_Task to complete_
All of the data should be output character for character, except the pictures.

•••

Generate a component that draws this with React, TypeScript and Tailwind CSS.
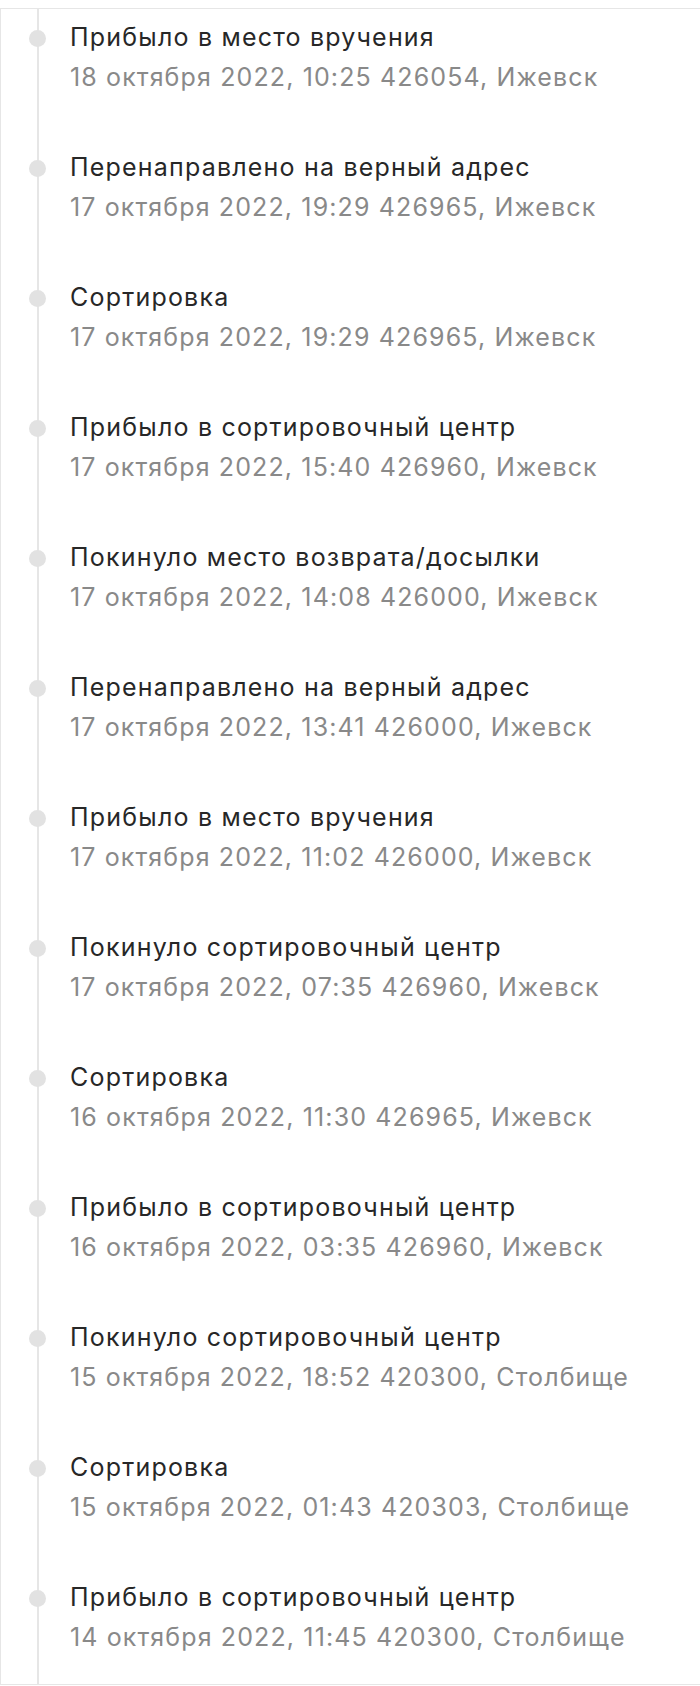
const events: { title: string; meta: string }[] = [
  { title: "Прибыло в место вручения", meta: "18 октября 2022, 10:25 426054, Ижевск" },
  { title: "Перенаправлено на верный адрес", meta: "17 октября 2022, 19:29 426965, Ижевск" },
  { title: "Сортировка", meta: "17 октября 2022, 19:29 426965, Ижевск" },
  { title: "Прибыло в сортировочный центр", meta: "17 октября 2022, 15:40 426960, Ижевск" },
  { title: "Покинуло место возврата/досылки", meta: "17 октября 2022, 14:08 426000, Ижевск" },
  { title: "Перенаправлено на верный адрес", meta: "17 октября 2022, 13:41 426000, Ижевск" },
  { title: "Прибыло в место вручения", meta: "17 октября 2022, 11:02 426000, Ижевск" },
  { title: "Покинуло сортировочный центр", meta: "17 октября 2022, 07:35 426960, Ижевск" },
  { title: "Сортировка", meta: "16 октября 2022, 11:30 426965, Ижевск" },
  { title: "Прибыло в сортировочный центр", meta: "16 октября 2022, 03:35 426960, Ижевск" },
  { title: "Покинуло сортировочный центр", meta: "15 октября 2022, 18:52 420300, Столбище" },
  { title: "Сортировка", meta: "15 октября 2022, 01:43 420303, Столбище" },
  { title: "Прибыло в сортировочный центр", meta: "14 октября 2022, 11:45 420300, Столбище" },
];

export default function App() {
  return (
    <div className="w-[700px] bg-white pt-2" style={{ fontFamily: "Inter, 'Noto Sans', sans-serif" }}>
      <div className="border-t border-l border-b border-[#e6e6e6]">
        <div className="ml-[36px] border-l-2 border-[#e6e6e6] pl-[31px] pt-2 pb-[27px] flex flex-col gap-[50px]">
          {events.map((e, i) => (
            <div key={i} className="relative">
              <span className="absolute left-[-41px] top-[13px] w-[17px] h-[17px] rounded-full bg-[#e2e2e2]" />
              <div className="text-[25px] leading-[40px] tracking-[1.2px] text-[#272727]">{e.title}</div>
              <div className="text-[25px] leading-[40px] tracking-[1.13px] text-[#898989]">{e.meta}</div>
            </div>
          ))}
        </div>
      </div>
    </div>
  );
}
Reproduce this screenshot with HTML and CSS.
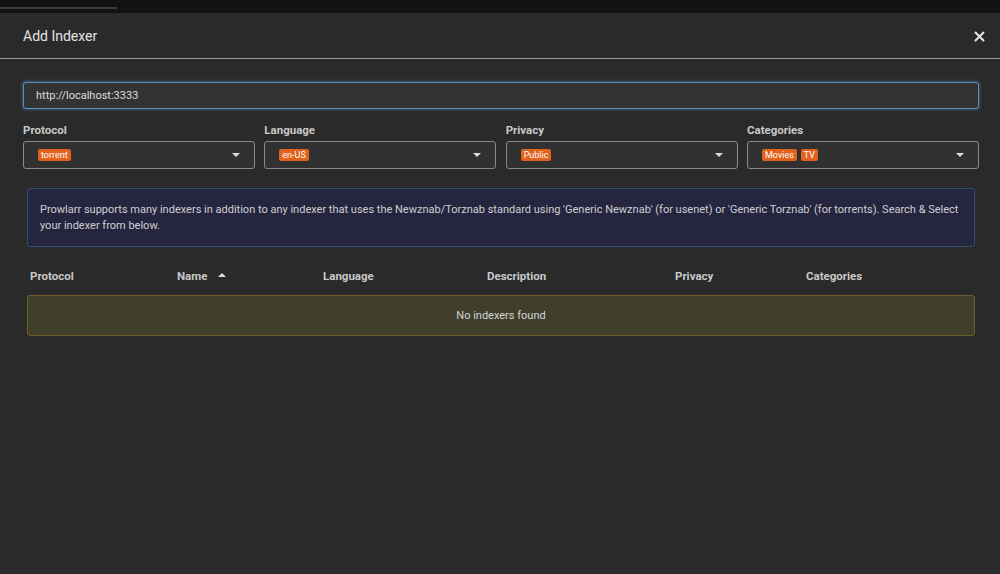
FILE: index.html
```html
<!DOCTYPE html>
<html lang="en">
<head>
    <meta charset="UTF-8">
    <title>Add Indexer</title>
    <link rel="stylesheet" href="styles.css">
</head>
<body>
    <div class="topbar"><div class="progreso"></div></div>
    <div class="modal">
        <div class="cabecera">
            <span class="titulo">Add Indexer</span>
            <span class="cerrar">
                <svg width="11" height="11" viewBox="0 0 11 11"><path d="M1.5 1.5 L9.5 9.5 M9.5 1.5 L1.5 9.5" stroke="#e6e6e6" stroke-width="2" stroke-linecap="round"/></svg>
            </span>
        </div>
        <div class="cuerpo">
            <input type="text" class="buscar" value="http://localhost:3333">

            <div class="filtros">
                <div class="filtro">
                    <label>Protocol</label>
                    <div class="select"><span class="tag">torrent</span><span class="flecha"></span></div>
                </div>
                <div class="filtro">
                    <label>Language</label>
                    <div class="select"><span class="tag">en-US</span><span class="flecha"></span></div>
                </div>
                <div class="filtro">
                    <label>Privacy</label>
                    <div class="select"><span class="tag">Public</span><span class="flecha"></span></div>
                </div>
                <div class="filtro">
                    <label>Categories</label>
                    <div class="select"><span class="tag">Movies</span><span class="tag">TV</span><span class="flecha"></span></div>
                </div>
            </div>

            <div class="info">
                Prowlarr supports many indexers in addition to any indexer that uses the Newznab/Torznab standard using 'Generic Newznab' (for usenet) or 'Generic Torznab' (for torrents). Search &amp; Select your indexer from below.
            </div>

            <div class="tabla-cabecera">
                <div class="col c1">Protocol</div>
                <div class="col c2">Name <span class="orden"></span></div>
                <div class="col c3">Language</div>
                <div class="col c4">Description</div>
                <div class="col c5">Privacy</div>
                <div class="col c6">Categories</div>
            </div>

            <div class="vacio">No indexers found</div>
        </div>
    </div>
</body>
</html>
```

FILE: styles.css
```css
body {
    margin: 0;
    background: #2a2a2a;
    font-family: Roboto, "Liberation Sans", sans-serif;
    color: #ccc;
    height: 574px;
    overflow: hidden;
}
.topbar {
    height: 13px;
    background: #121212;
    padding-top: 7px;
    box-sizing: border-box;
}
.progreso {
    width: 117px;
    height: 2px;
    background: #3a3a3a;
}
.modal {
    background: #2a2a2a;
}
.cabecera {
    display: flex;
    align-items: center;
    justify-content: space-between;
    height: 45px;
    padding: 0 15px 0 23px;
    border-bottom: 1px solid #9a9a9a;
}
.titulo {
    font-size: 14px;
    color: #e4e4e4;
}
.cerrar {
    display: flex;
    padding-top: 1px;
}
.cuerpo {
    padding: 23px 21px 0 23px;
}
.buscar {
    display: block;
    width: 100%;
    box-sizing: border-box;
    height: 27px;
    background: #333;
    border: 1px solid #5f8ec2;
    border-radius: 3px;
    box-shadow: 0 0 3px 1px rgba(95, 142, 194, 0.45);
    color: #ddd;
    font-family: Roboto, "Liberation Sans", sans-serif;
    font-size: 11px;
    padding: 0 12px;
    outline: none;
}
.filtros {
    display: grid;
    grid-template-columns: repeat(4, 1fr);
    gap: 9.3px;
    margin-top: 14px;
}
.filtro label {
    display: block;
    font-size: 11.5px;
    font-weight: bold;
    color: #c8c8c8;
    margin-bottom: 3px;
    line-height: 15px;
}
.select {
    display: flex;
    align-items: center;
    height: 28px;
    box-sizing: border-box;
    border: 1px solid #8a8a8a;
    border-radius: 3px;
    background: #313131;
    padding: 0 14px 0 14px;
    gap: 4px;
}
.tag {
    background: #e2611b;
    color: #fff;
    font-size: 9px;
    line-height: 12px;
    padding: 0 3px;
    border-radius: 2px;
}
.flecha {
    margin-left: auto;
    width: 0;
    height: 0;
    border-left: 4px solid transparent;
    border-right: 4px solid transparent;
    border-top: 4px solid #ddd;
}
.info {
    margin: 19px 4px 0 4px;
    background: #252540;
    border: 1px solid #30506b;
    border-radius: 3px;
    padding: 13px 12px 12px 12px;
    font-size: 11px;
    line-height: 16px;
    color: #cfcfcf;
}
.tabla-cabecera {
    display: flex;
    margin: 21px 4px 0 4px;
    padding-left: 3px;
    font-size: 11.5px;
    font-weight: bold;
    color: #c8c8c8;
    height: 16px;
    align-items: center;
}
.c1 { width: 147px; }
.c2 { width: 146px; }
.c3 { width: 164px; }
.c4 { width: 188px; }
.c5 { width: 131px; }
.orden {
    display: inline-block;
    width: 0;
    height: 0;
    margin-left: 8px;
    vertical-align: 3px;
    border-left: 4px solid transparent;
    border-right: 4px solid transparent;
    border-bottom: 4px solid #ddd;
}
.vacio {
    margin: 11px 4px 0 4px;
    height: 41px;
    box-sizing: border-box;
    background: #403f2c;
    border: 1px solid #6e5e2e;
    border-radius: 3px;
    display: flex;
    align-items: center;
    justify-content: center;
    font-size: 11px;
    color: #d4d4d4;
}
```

•••

_Written answer_
Generate a component that draws this with React, TypeScript and Tailwind CSS.
const events: { title: string; meta: string }[] = [
  { title: "Прибыло в место вручения", meta: "18 октября 2022, 10:25 426054, Ижевск" },
  { title: "Перенаправлено на верный адрес", meta: "17 октября 2022, 19:29 426965, Ижевск" },
  { title: "Сортировка", meta: "17 октября 2022, 19:29 426965, Ижевск" },
  { title: "Прибыло в сортировочный центр", meta: "17 октября 2022, 15:40 426960, Ижевск" },
  { title: "Покинуло место возврата/досылки", meta: "17 октября 2022, 14:08 426000, Ижевск" },
  { title: "Перенаправлено на верный адрес", meta: "17 октября 2022, 13:41 426000, Ижевск" },
  { title: "Прибыло в место вручения", meta: "17 октября 2022, 11:02 426000, Ижевск" },
  { title: "Покинуло сортировочный центр", meta: "17 октября 2022, 07:35 426960, Ижевск" },
  { title: "Сортировка", meta: "16 октября 2022, 11:30 426965, Ижевск" },
  { title: "Прибыло в сортировочный центр", meta: "16 октября 2022, 03:35 426960, Ижевск" },
  { title: "Покинуло сортировочный центр", meta: "15 октября 2022, 18:52 420300, Столбище" },
  { title: "Сортировка", meta: "15 октября 2022, 01:43 420303, Столбище" },
  { title: "Прибыло в сортировочный центр", meta: "14 октября 2022, 11:45 420300, Столбище" },
];

export default function App() {
  return (
    <div className="w-[700px] bg-white pt-2" style={{ fontFamily: "Inter, 'Noto Sans', sans-serif" }}>
      <div className="border-t border-l border-b border-[#e6e6e6]">
        <div className="ml-[36px] border-l-2 border-[#e6e6e6] pl-[31px] pt-2 pb-[27px] flex flex-col gap-[50px]">
          {events.map((e, i) => (
            <div key={i} className="relative">
              <span className="absolute left-[-41px] top-[13px] w-[17px] h-[17px] rounded-full bg-[#e2e2e2]" />
              <div className="text-[25px] leading-[40px] tracking-[1.2px] text-[#272727]">{e.title}</div>
              <div className="text-[25px] leading-[40px] tracking-[1.13px] text-[#898989]">{e.meta}</div>
            </div>
          ))}
        </div>
      </div>
    </div>
  );
}
Reproduce this screenshot with HTML and CSS.
FILE: index.html
```html
<!DOCTYPE html>
<html lang="en">
<head>
    <meta charset="UTF-8">
    <title>Add Indexer</title>
    <link rel="stylesheet" href="styles.css">
</head>
<body>
    <div class="topbar"><div class="progreso"></div></div>
    <div class="modal">
        <div class="cabecera">
            <span class="titulo">Add Indexer</span>
            <span class="cerrar">
                <svg width="11" height="11" viewBox="0 0 11 11"><path d="M1.5 1.5 L9.5 9.5 M9.5 1.5 L1.5 9.5" stroke="#e6e6e6" stroke-width="2" stroke-linecap="round"/></svg>
            </span>
        </div>
        <div class="cuerpo">
            <input type="text" class="buscar" value="http://localhost:3333">

            <div class="filtros">
                <div class="filtro">
                    <label>Protocol</label>
                    <div class="select"><span class="tag">torrent</span><span class="flecha"></span></div>
                </div>
                <div class="filtro">
                    <label>Language</label>
                    <div class="select"><span class="tag">en-US</span><span class="flecha"></span></div>
                </div>
                <div class="filtro">
                    <label>Privacy</label>
                    <div class="select"><span class="tag">Public</span><span class="flecha"></span></div>
                </div>
                <div class="filtro">
                    <label>Categories</label>
                    <div class="select"><span class="tag">Movies</span><span class="tag">TV</span><span class="flecha"></span></div>
                </div>
            </div>

            <div class="info">
                Prowlarr supports many indexers in addition to any indexer that uses the Newznab/Torznab standard using 'Generic Newznab' (for usenet) or 'Generic Torznab' (for torrents). Search &amp; Select your indexer from below.
            </div>

            <div class="tabla-cabecera">
                <div class="col c1">Protocol</div>
                <div class="col c2">Name <span class="orden"></span></div>
                <div class="col c3">Language</div>
                <div class="col c4">Description</div>
                <div class="col c5">Privacy</div>
                <div class="col c6">Categories</div>
            </div>

            <div class="vacio">No indexers found</div>
        </div>
    </div>
</body>
</html>
```

FILE: styles.css
```css
body {
    margin: 0;
    background: #2a2a2a;
    font-family: Roboto, "Liberation Sans", sans-serif;
    color: #ccc;
    height: 574px;
    overflow: hidden;
}
.topbar {
    height: 13px;
    background: #121212;
    padding-top: 7px;
    box-sizing: border-box;
}
.progreso {
    width: 117px;
    height: 2px;
    background: #3a3a3a;
}
.modal {
    background: #2a2a2a;
}
.cabecera {
    display: flex;
    align-items: center;
    justify-content: space-between;
    height: 45px;
    padding: 0 15px 0 23px;
    border-bottom: 1px solid #9a9a9a;
}
.titulo {
    font-size: 14px;
    color: #e4e4e4;
}
.cerrar {
    display: flex;
    padding-top: 1px;
}
.cuerpo {
    padding: 23px 21px 0 23px;
}
.buscar {
    display: block;
    width: 100%;
    box-sizing: border-box;
    height: 27px;
    background: #333;
    border: 1px solid #5f8ec2;
    border-radius: 3px;
    box-shadow: 0 0 3px 1px rgba(95, 142, 194, 0.45);
    color: #ddd;
    font-family: Roboto, "Liberation Sans", sans-serif;
    font-size: 11px;
    padding: 0 12px;
    outline: none;
}
.filtros {
    display: grid;
    grid-template-columns: repeat(4, 1fr);
    gap: 9.3px;
    margin-top: 14px;
}
.filtro label {
    display: block;
    font-size: 11.5px;
    font-weight: bold;
    color: #c8c8c8;
    margin-bottom: 3px;
    line-height: 15px;
}
.select {
    display: flex;
    align-items: center;
    height: 28px;
    box-sizing: border-box;
    border: 1px solid #8a8a8a;
    border-radius: 3px;
    background: #313131;
    padding: 0 14px 0 14px;
    gap: 4px;
}
.tag {
    background: #e2611b;
    color: #fff;
    font-size: 9px;
    line-height: 12px;
    padding: 0 3px;
    border-radius: 2px;
}
.flecha {
    margin-left: auto;
    width: 0;
    height: 0;
    border-left: 4px solid transparent;
    border-right: 4px solid transparent;
    border-top: 4px solid #ddd;
}
.info {
    margin: 19px 4px 0 4px;
    background: #252540;
    border: 1px solid #30506b;
    border-radius: 3px;
    padding: 13px 12px 12px 12px;
    font-size: 11px;
    line-height: 16px;
    color: #cfcfcf;
}
.tabla-cabecera {
    display: flex;
    margin: 21px 4px 0 4px;
    padding-left: 3px;
    font-size: 11.5px;
    font-weight: bold;
    color: #c8c8c8;
    height: 16px;
    align-items: center;
}
.c1 { width: 147px; }
.c2 { width: 146px; }
.c3 { width: 164px; }
.c4 { width: 188px; }
.c5 { width: 131px; }
.orden {
    display: inline-block;
    width: 0;
    height: 0;
    margin-left: 8px;
    vertical-align: 3px;
    border-left: 4px solid transparent;
    border-right: 4px solid transparent;
    border-bottom: 4px solid #ddd;
}
.vacio {
    margin: 11px 4px 0 4px;
    height: 41px;
    box-sizing: border-box;
    background: #403f2c;
    border: 1px solid #6e5e2e;
    border-radius: 3px;
    display: flex;
    align-items: center;
    justify-content: center;
    font-size: 11px;
    color: #d4d4d4;
}
```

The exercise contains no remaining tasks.